Question

If m times the m^th term of an A.P. is eqaul to n times n^th term then show that the (m + n)^th term of the A.P. is zero.

Answer 1

We know,

\[a_n = a + \left( n - 1 \right)d\]

According to the question,

\[m\left( a_m \right) = n\left( a_n \right)\]

\[ \Rightarrow m\left( a + \left( m - 1 \right)d \right) = n\left( a + \left( n - 1 \right)d \right)\]

\[ \Rightarrow am + \left( m - 1 \right)md = an + \left( n - 1 \right)nd\]

\[ \Rightarrow am + m^2 d - md = an + n^2 d - nd\]

\[ \Rightarrow am - an = n^2 d - nd - m^2 d + md\]

\[ \Rightarrow a\left( m - n \right) = d\left( n^2 - m^2 \right) + d\left( m - n \right)\]

\[ \Rightarrow a\left( m - n \right) = d\left( m + n \right)\left( n - m \right) + d\left( m - n \right)\]

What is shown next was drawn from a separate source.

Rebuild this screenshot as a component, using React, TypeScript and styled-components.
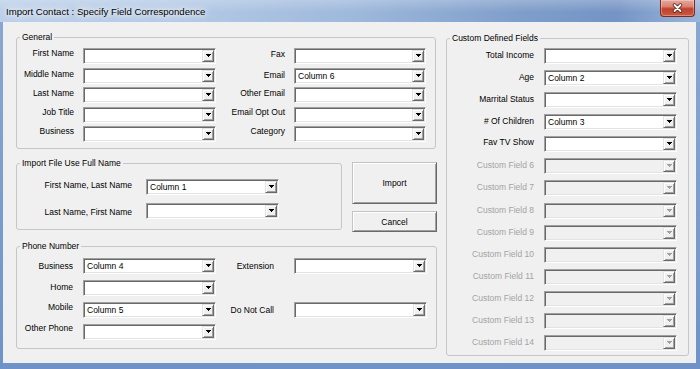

\[ \Rightarrow a\left( m - n \right) = d\left[ \left( m + n \right)\left( n - m \right) + \left( m - n \right) \right]\]

\[ \Rightarrow a\left( m - n \right) = d\left[ - \left( m + n \right)\left( m - n \right) + \left( m - n \right) \right]\]

\[ \Rightarrow a\left( m - n \right) = d\left( m - n \right)\left[ 1 - m - n \right]\]

\[ \Rightarrow a = d\left( 1 - m - n \right) \left( \because m \neq n \right)\]

\[ \Rightarrow a = d\left( 1 - m - n \right) . . . \left( 1 \right)\]

Now,

\[a_{m + n} = \left( a + \left( m + n - 1 \right)d \right)\]

\[ = \left( \left( 1 - m - n \right)d + \left( m + n - 1 \right)d \right) \left( \text{from } \left( 1 \right) \right)\]

\[ = d\left( 1 - m - n + m + n - 1 \right)\]

\[ = 0\]

Hence, the (m + n)^th term of the A.P. is zero.